§ STATED EXERCISE
Search the records for "index". Copy every line where it appears.

§ MATERIAL SUPPLIED

══════

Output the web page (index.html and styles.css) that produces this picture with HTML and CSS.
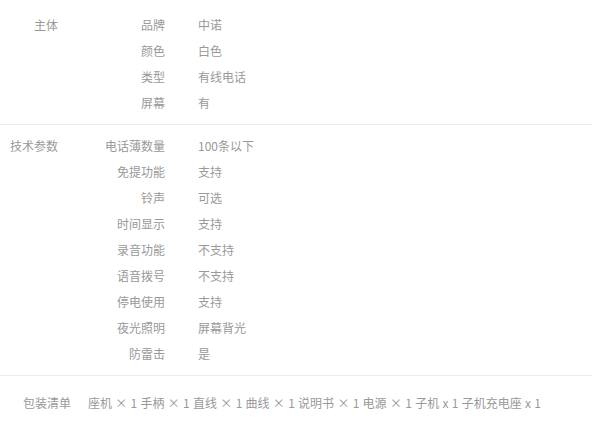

══════

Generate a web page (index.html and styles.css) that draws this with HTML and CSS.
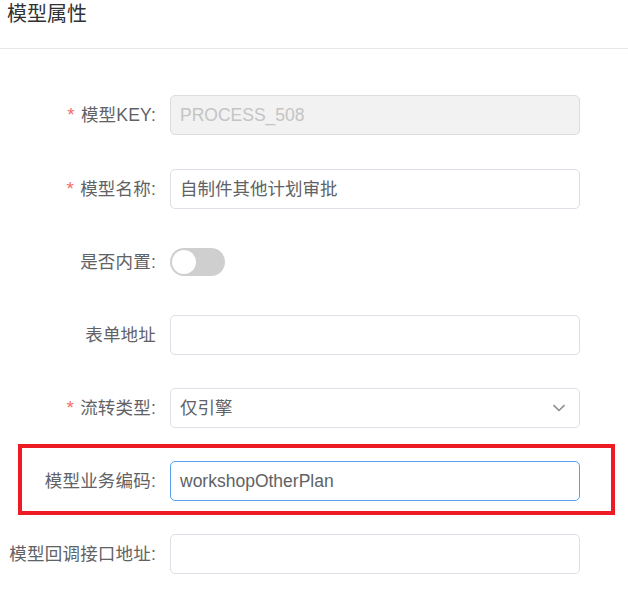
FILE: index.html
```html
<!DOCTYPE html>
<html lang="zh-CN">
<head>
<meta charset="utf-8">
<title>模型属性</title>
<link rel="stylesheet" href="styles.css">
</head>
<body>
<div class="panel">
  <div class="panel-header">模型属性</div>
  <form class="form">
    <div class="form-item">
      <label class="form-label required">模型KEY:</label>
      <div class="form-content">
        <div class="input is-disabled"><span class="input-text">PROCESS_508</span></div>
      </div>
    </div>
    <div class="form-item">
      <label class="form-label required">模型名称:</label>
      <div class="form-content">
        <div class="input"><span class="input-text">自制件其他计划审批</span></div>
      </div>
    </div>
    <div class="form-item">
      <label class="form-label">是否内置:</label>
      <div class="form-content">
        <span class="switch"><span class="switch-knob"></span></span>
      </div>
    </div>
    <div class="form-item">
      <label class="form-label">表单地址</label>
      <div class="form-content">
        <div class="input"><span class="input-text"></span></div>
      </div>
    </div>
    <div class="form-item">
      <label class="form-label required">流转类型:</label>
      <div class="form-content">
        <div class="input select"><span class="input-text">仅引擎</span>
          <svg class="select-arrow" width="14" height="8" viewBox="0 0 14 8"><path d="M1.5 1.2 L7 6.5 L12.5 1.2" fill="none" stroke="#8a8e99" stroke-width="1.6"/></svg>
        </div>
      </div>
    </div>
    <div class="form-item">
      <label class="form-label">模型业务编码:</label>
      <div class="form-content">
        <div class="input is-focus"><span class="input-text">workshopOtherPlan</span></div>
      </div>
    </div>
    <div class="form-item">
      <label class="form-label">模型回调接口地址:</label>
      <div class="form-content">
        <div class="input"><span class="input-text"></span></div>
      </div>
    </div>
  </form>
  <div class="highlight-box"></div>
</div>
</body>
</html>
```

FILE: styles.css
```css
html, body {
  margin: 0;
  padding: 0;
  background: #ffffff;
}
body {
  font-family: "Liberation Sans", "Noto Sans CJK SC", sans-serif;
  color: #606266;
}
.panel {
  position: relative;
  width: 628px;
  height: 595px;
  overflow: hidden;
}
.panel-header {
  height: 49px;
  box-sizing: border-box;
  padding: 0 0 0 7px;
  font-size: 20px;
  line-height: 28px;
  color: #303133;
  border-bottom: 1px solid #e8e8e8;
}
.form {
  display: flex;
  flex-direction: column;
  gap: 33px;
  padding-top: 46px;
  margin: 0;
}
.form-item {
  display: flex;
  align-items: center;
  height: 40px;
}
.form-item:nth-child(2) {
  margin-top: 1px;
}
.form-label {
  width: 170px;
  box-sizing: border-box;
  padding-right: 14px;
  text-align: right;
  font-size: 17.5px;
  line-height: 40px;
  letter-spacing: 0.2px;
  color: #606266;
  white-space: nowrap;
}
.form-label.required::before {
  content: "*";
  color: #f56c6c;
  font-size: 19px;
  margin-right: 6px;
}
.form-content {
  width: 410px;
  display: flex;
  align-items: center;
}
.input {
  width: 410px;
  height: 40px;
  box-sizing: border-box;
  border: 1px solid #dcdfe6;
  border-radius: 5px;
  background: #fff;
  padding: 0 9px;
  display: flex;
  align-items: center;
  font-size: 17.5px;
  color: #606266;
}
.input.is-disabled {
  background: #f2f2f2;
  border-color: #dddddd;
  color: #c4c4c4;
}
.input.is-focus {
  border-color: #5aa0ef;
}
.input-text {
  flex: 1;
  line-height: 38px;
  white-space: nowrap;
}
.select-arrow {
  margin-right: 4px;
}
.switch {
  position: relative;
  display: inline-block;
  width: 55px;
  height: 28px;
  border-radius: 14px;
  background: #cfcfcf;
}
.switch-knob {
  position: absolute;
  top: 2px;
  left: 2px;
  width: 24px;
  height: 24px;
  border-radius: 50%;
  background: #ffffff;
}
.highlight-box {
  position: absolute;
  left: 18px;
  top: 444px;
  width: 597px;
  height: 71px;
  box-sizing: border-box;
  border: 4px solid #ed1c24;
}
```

══════

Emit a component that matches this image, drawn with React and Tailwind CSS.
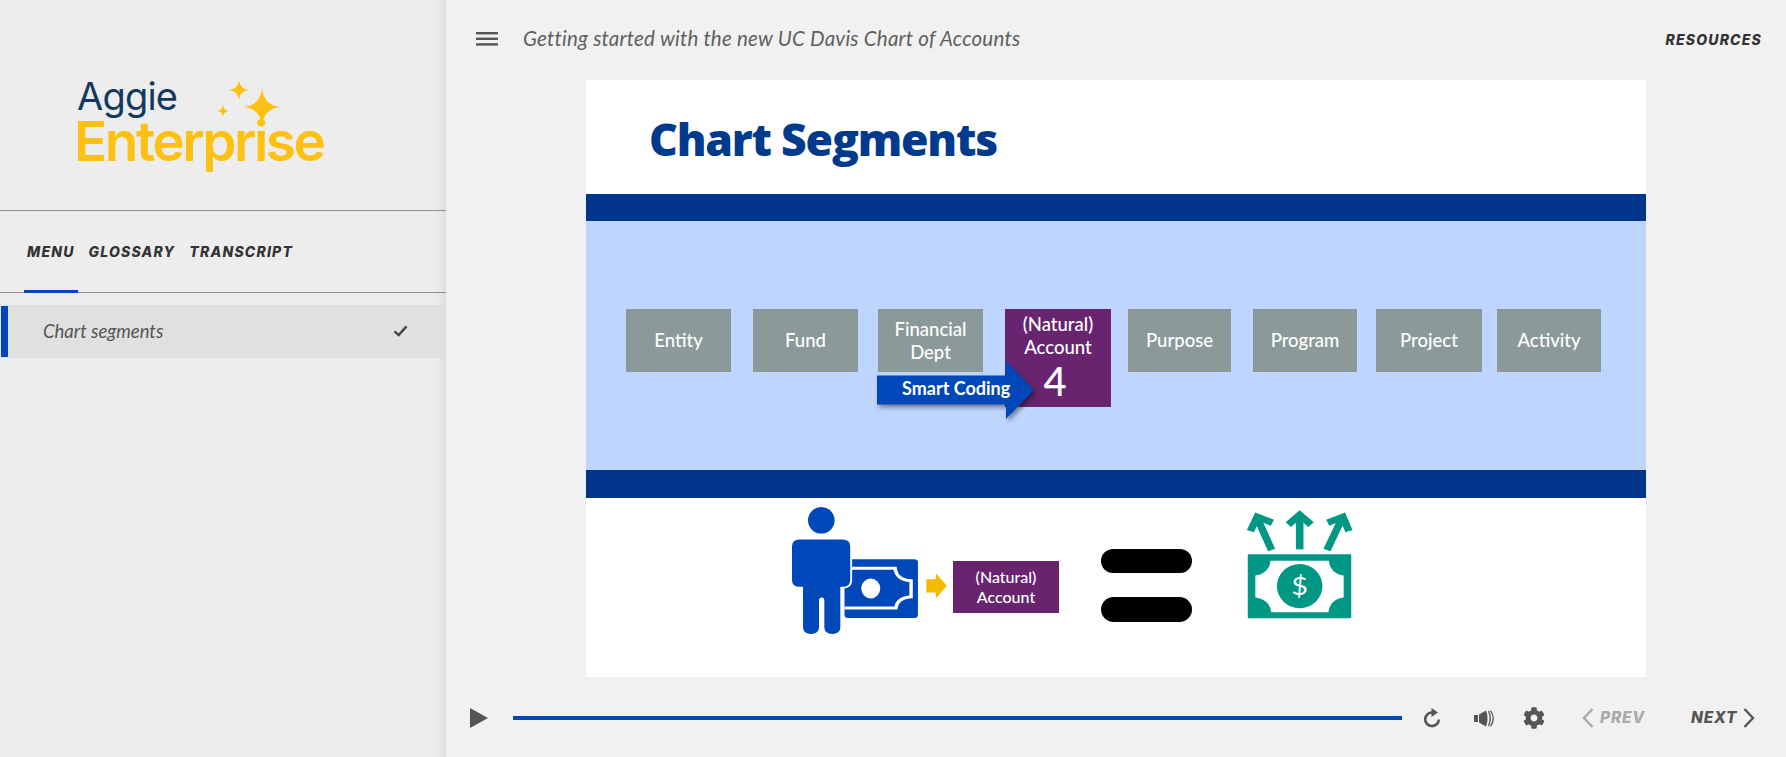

══════

§ RESPONSE
Output the web page (index.html and styles.css) that produces this picture with HTML and CSS.
Generate a web page (index.html and styles.css) that draws this with HTML and CSS.
FILE: index.html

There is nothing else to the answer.